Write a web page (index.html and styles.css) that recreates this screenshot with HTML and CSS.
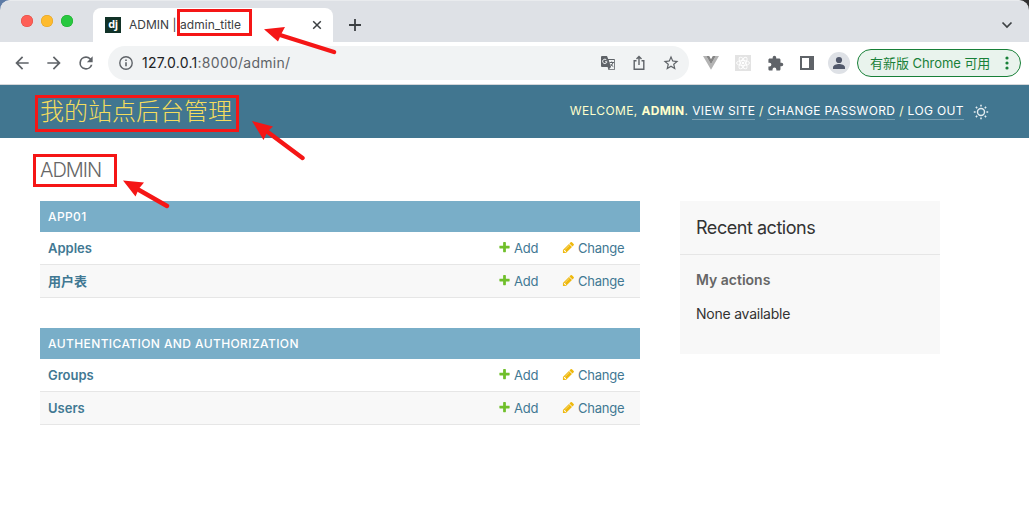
FILE: index.html
```html
<!DOCTYPE html>
<html lang="zh">
<head>
<meta charset="utf-8">
<title>ADMIN | admin_title</title>
<link rel="stylesheet" href="styles.css">
</head>
<body>
<svg width="0" height="0" class="defs">
  <symbol id="add" viewBox="0 0 1792 1792"><path fill="#70bf2b" d="M1600 736v192q0 40-28 68t-68 28h-416v416q0 40-28 68t-68 28H800q-40 0-68-28t-28-68v-416H288q-40 0-68-28t-28-68V736q0-40 28-68t68-28h416V224q0-40 28-68t68-28h192q40 0 68 28t28 68v416h416q40 0 68 28t28 68z"/></symbol>
  <symbol id="edit" viewBox="0 0 1792 1792"><path fill="#efb80b" d="M491 1536l91-91-235-235-91 91v107h128v128h107zm523-928q0-22-22-22-10 0-17 7l-542 542q-7 7-7 17 0 22 22 22 10 0 17-7l542-542q7-7 7-17zm-54-192l416 416-832 832h-416v-416zm683 96q0 53-37 90l-166 166-416-416 166-165q36-38 90-38 53 0 91 38l235 234q37 39 37 91z"/></symbol>
</svg>
<div class="window">
  <div class="tabstrip">
    <div class="lights"><i class="red"></i><i class="amber"></i><i class="green"></i></div>
    <div class="tab">
      <span class="favicon">dj</span>
      <span class="tab-title">ADMIN | admin_title</span>
      <svg class="close" width="10" height="10" viewBox="0 0 10 10"><path d="M1.2 1.2l7.6 7.6M8.8 1.2L1.2 8.8" stroke="#3c4043" stroke-width="1.5"/></svg>
    </div>
    <svg class="plus" width="14" height="14" viewBox="0 0 14 14"><path d="M7 1v12M1 7h12" stroke="#3c4043" stroke-width="1.8"/></svg>
    <svg class="chevron" width="12" height="8" viewBox="0 0 12 8"><path d="M1.5 1.5L6 6l4.500-4.500" fill="none" stroke="#3c4043" stroke-width="1.7"/></svg>
  </div>
  <div class="toolbar">
    <div class="nav">
      <svg width="20" height="20" viewBox="0 0 24 24"><path d="M20 11H7.830l5.590-5.590L12 4l-8 8 8 8 1.410-1.410L7.830 13H20z"/></svg>
      <svg width="20" height="20" viewBox="0 0 24 24"><path d="M4 11h12.170l-5.590-5.590L12 4l8 8-8 8-1.410-1.410L16.170 13H4z"/></svg>
      <svg width="20" height="20" viewBox="0 0 24 24"><path d="M17.650 6.350A7.960 7.960 0 0 0 12 4a8 8 0 1 0 7.730 10h-2.080A6 6 0 1 1 12 6c1.660 0 3.140.69 4.220 1.780L13 11h7V4z"/></svg>
    </div>
    <div class="omnibox">
      <svg width="16" height="16" viewBox="0 0 16 16"><circle cx="8" cy="8" r="6.200" fill="none" stroke="#5f6368" stroke-width="1.400"/><path d="M7.200 7.200h1.600v4H7.200zM7.200 4.600h1.600v1.500H7.200z"/></svg>
      <span class="url"><b>127.0.0.1</b>:8000/admin/</span>
      <span class="page-actions">
        <svg width="16" height="16" viewBox="0 0 16 16"><path d="M2 1h5l1.200 3H14a1 1 0 0 1 1 1v9a1 1 0 0 1-1 1H8.500L7.600 12H2a1 1 0 0 1-1-1V2a1 1 0 0 1 1-1z"/><path d="M8.700 5l2.300 7-2 2.200h5.200V5z" fill="#f1f3f4"/><path d="M9.500 7.500H14M11.700 6.500v1M13 7.700c-.4 1.600-1.500 2.800-2.500 3.500M10.800 9c.6 1.200 1.500 2 2.500 2.600" fill="none" stroke="#5f6368"/><path d="M6.700 5.200A2.200 2.200 0 1 0 7 6.800H5" fill="none" stroke="#f1f3f4"/></svg>
        <svg width="16" height="16" viewBox="0 0 16 16"><path d="M5.500 5.700H3.200v8.600h9.600V5.700h-2.300M8 10V1.800M5.500 4.100L8 1.600l2.500 2.500" fill="none" stroke="#5f6368" stroke-width="1.400"/></svg>
        <svg width="18" height="18" viewBox="0 0 24 24"><path d="M22 9.240l-7.190-.62L12 2 9.190 8.630 2 9.240l5.460 4.730L5.820 21 12 17.270 18.180 21l-1.630-7.030zM12 15.400l-3.760 2.270 1-4.280-3.320-2.880 4.380-.38L12 6.100l1.710 4.040 4.380.38-3.320 2.880 1 4.280z"/></svg>
      </span>
    </div>
    <div class="extensions">
      <svg width="16" height="14" viewBox="0 0 16 14"><path d="M0 0h3.200L8 8.300 12.800 0H16L8 13.800z" fill="#b3b3b3"/><path d="M3.200 0H6.200L8 3.200 9.800 0h3L8 8.300z" fill="#858585"/></svg>
      <svg width="16" height="16" viewBox="0 0 16 16"><path d="M0 0h16v16H0z" fill="#e3e3e3"/><g fill="none" stroke="#fff" stroke-width=".9"><ellipse cx="8" cy="8" rx="6.500" ry="2.500"/><ellipse cx="8" cy="8" rx="6.500" ry="2.500" transform="rotate(60 8 8)"/><ellipse cx="8" cy="8" rx="6.500" ry="2.500" transform="rotate(120 8 8)"/></g><circle cx="8" cy="8" r="1.300" fill="#fff"/></svg>
      <svg width="17" height="17" viewBox="0 0 24 24"><path d="M20.500 11H19V7c0-1.100-.9-2-2-2h-4V3.500a2.500 2.500 0 0 0-5 0V5H4c-1.100 0-2 .9-2 2v3.800h1.500a2.700 2.700 0 0 1 0 5.400H2V20c0 1.100.9 2 2 2h3.800v-1.500a2.700 2.700 0 0 1 5.400 0V22H17c1.100 0 2-.9 2-2v-4h1.500a2.500 2.500 0 0 0 0-5z"/></svg>
      <svg width="14" height="14" viewBox="0 0 14 14"><path d="M0 0h14v14H0zM2 2v10h7V2z" fill-rule="evenodd"/></svg>
    </div>
    <svg class="avatar" width="22" height="22" viewBox="0 0 22 22"><circle cx="11" cy="11" r="11" fill="#dee1e6"/><circle cx="11" cy="8" r="3.100"/><path d="M5 17v-1.500c0-2.300 3.800-3.400 6-3.400s6 1.100 6 3.400V17z"/></svg>
    <div class="update"><span>有新版 Chrome 可用</span><svg width="4" height="14" viewBox="0 0 4 14"><circle cx="2" cy="2" r="1.600"/><circle cx="2" cy="7" r="1.600"/><circle cx="2" cy="12" r="1.600"/></svg></div>
  </div>
  <header class="site-header">
    <div class="site-name">我的站点后台管理</div>
    <div class="user-tools">
      <span>WELCOME, <strong>ADMIN</strong>. <a>VIEW SITE</a> / <a>CHANGE PASSWORD</a> / <a>LOG OUT</a></span>
      <svg width="16" height="16" viewBox="0 0 16 16"><circle cx="8" cy="8" r="3.500" fill="none" stroke="#e4edf1" stroke-width="1.400"/><path d="M8 .8v1.800M8 13.400v1.800M.8 8h1.800M13.400 8h1.800M2.900 2.900l1.300 1.300M11.800 11.800l1.300 1.300M2.900 13.100l1.300-1.300M11.800 4.200l1.300-1.300" stroke="#e4edf1" stroke-width="1.600"/></svg>
    </div>
  </header>
  <main>
    <h1>ADMIN</h1>
    <div class="columns">
      <div class="apps">
        <section class="module">
          <h2>APP01</h2>
          <div class="row"><b>Apples</b><a><svg><use href="#add"/></svg>Add</a><a><svg><use href="#edit"/></svg>Change</a></div>
          <div class="row alt"><b class="cjk">用户表</b><a><svg><use href="#add"/></svg>Add</a><a><svg><use href="#edit"/></svg>Change</a></div>
        </section>
        <section class="module">
          <h2>AUTHENTICATION AND AUTHORIZATION</h2>
          <div class="row"><b>Groups</b><a><svg><use href="#add"/></svg>Add</a><a><svg><use href="#edit"/></svg>Change</a></div>
          <div class="row alt"><b>Users</b><a><svg><use href="#add"/></svg>Add</a><a><svg><use href="#edit"/></svg>Change</a></div>
        </section>
      </div>
      <aside class="recent">
        <h2>Recent actions</h2>
        <h3>My actions</h3>
        <p>None available</p>
      </aside>
    </div>
  </main>
  <svg class="annotations" width="1029" height="523" viewBox="0 0 1029 523">
    <g fill="none" stroke="#f51616" stroke-width="3">
      <path d="M178.500 10.500h72v24h-72zM36.500 96.500h201v34h-201zM34.500 155.500h81v30h-81z"/>
    </g>
    <g stroke="#f51616" stroke-width="4.400" stroke-linecap="round"><path d="M280 35l54 17M267 131.500l35.500 26.500M139 190l28 16"/></g>
    <g fill="#f51616"><path d="M264 29.300l21-2.200-3.500 6.400-3.500 8zM252 121l21 5.500-5.500 5-4 8.500zM123 180.500l21 2-5 6-3.500 8z"/></g>
  </svg>
</div>
</body>
</html>
```
FILE: styles.css
```css
* { box-sizing: border-box; }
body { margin: 0; background: #fff; font-family: Inter, "Noto Sans CJK SC", sans-serif; }
svg { display: block; flex: none; }
.defs { position: absolute; }
.window { position: relative; width: 1029px; height: 523px; overflow: hidden; background: linear-gradient(90deg, #5d7ba6 50%, #333 50%) top / 100% 12px no-repeat; }
.tabstrip { height: 42px; background: #dee1e6; display: flex; align-items: center; border-top: 1px solid #e9ebee; border-radius: 10px 10px 0 0; }
.lights { display: flex; gap: 8px; padding-left: 21px; width: 93px; }
.lights i { width: 12px; height: 12px; border-radius: 50%; margin-top: -2px; }
.red { background: #fe5f57; box-shadow: inset 0 0 0 .5px #df4a43; }
.amber { background: #febb2e; box-shadow: inset 0 0 0 .5px #dfa023; }
.green { background: #28c840; box-shadow: inset 0 0 0 .5px #1aab29; }
.tab { width: 240px; height: 34px; align-self: flex-end; background: #fff; border-radius: 8px 8px 0 0; display: flex; align-items: center; padding: 0 11px 0 12px; }
.favicon { width: 16px; height: 16px; background: #113228; color: #fff; font: bold 11px/13px "Open Sans", sans-serif; text-align: center; letter-spacing: -.3px; margin-right: 8px; }
.tab-title { font-size: 12px; color: #3c4043; white-space: nowrap; margin-top: -1px; letter-spacing: .03px; }
.close { margin-left: auto; }
.plus { margin: 7px 0 0 15px; }
.chevron { margin: 7px 16px 0 auto; }
.toolbar { height: 43px; background: #fff; border-bottom: 1px solid #d5d7da; display: flex; align-items: center; fill: #5f6368; }
.nav { display: flex; gap: 12px; padding-left: 12px; width: 108px; }
.omnibox { width: 581px; height: 34px; background: #f1f3f4; border-radius: 17px; display: flex; align-items: center; padding: 0 9px 0 10px; }
.url { margin: -2px 0 0 8px; font-size: 14px; letter-spacing: .26px; color: #5f6368; }
.url b { font-weight: 400; color: #202124; }
.page-actions { margin-left: auto; display: flex; align-items: center; gap: 15px; }
.extensions { display: flex; align-items: center; gap: 16px; margin-left: 14px; }
.avatar { margin-left: 14px; fill: #51586b; }
.update { width: 164px; height: 28px; margin-left: 7px; border: 1px solid #188038; border-radius: 14px; background: #e9f3ed; display: flex; align-items: center; justify-content: space-between; padding: 0 11px 0 12px; font-size: 13px; letter-spacing: -.05px; color: #188038; fill: #188038; white-space: nowrap; }
.update span { margin-top: -2px; }
.site-header { height: 53px; background: #417690; display: flex; justify-content: space-between; align-items: center; padding: 0 40px; }
.site-name { color: #f5dd5d; font-size: 24px; line-height: 30px; font-weight: 300; }
.user-tools { display: flex; align-items: center; color: #ffc; font-size: 12px; letter-spacing: .37px; white-space: nowrap; }
.user-tools span { margin-top: -2px; }
.user-tools a { color: #fff; border-bottom: 1px solid #7a9fb1; padding-bottom: 1px; }
.user-tools svg { margin-left: 9px; }
main { padding: 20px 40px; }
h1, h2, h3, p { margin: 0; }
h1 { font-size: 20px; line-height: 25px; font-weight: 300; letter-spacing: -1px; color: #666; margin-bottom: 18px; }
.columns { display: grid; grid-template-columns: 600px 260px; gap: 40px; align-items: start; }
.apps { display: grid; gap: 30px; }
.module h2 { height: 31px; padding: 0 8px; background: #79aec8; color: #fff; font-size: 12px; line-height: 31px; font-weight: 500; letter-spacing: .4px; }
.row { height: 33px; border-bottom: 1px solid #e6e6e6; display: grid; grid-template-columns: 450px 64px 70px; align-items: center; padding: 0 8px; font-size: 13px; color: #417893; }
.row.alt { background: #f8f8f8; }
.row b { font-weight: 600; }
.row .cjk { margin-top: -2px; }
.row a { display: flex; align-items: center; gap: 3px; letter-spacing: -.25px; }
.row svg { width: 13px; height: 13px; margin-top: -1px; }
.recent { height: 153px; background: #f8f8f8; color: #333; }
.recent h2 { height: 54px; padding: 0 16px; border-bottom: 1px solid #e6e6e6; font-size: 18px; line-height: 54px; font-weight: 400; letter-spacing: -.46px; }
.recent h3 { padding: 0 16px; margin-top: 15px; font-size: 14px; line-height: 20px; font-weight: 600; color: #666; }
.recent p { padding: 0 16px; margin-top: 14px; font-size: 14px; line-height: 20px; letter-spacing: -.23px; }
.annotations { position: absolute; left: 0; top: 0; }
```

> _TASK DESCRIPTION_: List the lines that contain the word "page".

> _COMPLETE ANSWER_:
Write a web page (index.html and styles.css) that recreates this screenshot with HTML and CSS.
      <span class="page-actions">
.page-actions { margin-left: auto; display: flex; align-items: center; gap: 15px; }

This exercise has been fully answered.